Hybrid AKS: Bridging Cloud and On-Prem with Azure Arc

Hybrid AKS: Bridging Cloud and On-Prem with Azure Arc

The Problem: Cloud and On-Prem as Operational Silos

Most organizations don’t run purely in the cloud. Legacy systems, compliance requirements, data gravity, and latency concerns keep critical workloads on-premises indefinitely. Running AKS in Azure alongside on-prem Kubernetes clusters multiplies management overhead: two separate control planes to patch, two policy frameworks to keep in sync, two identity configurations to audit, and two observability stacks generating alerts nobody wants to correlate manually.

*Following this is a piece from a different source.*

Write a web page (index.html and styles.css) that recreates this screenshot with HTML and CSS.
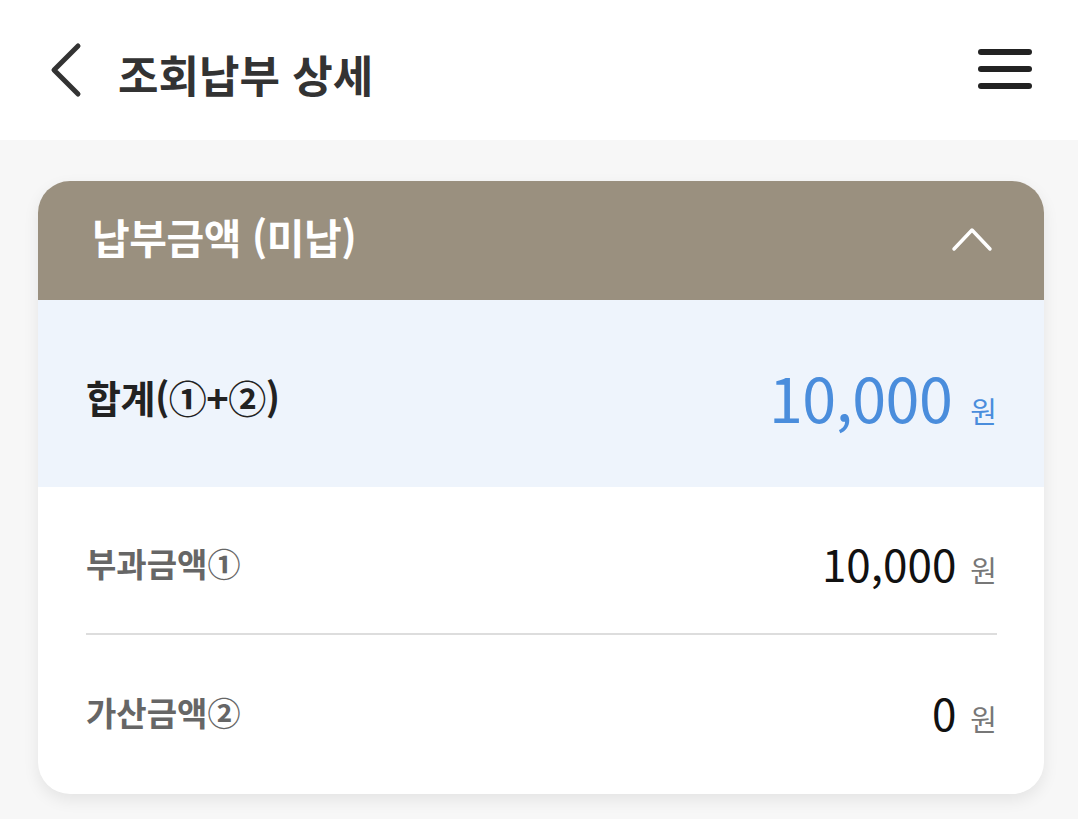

The temptation is to build custom tooling that bridges the gap. That usually ends as a fragile script collection that only one person on the team understands. Azure Arc changes the equation: it extends Azure’s management plane to any Kubernetes cluster without migrating workloads.

This article covers the practical pieces: network connectivity options, Azure Arc for unified management, DNS resolution across environment boundaries, policy enforcement, and identity federation.

Connectivity Models: Getting Traffic Between Environments

Before you can manage hybrid Kubernetes deployments, you need reliable network connectivity. Three primary patterns exist, each with distinct trade-offs.

ExpressRoute: Dedicated Private Connectivity

ExpressRoute provides a dedicated, private connection between on-premises and Azure, bypassing the public internet entirely. Latency is predictable, throughput is consistent, and the connection doesn’t compete with general internet traffic.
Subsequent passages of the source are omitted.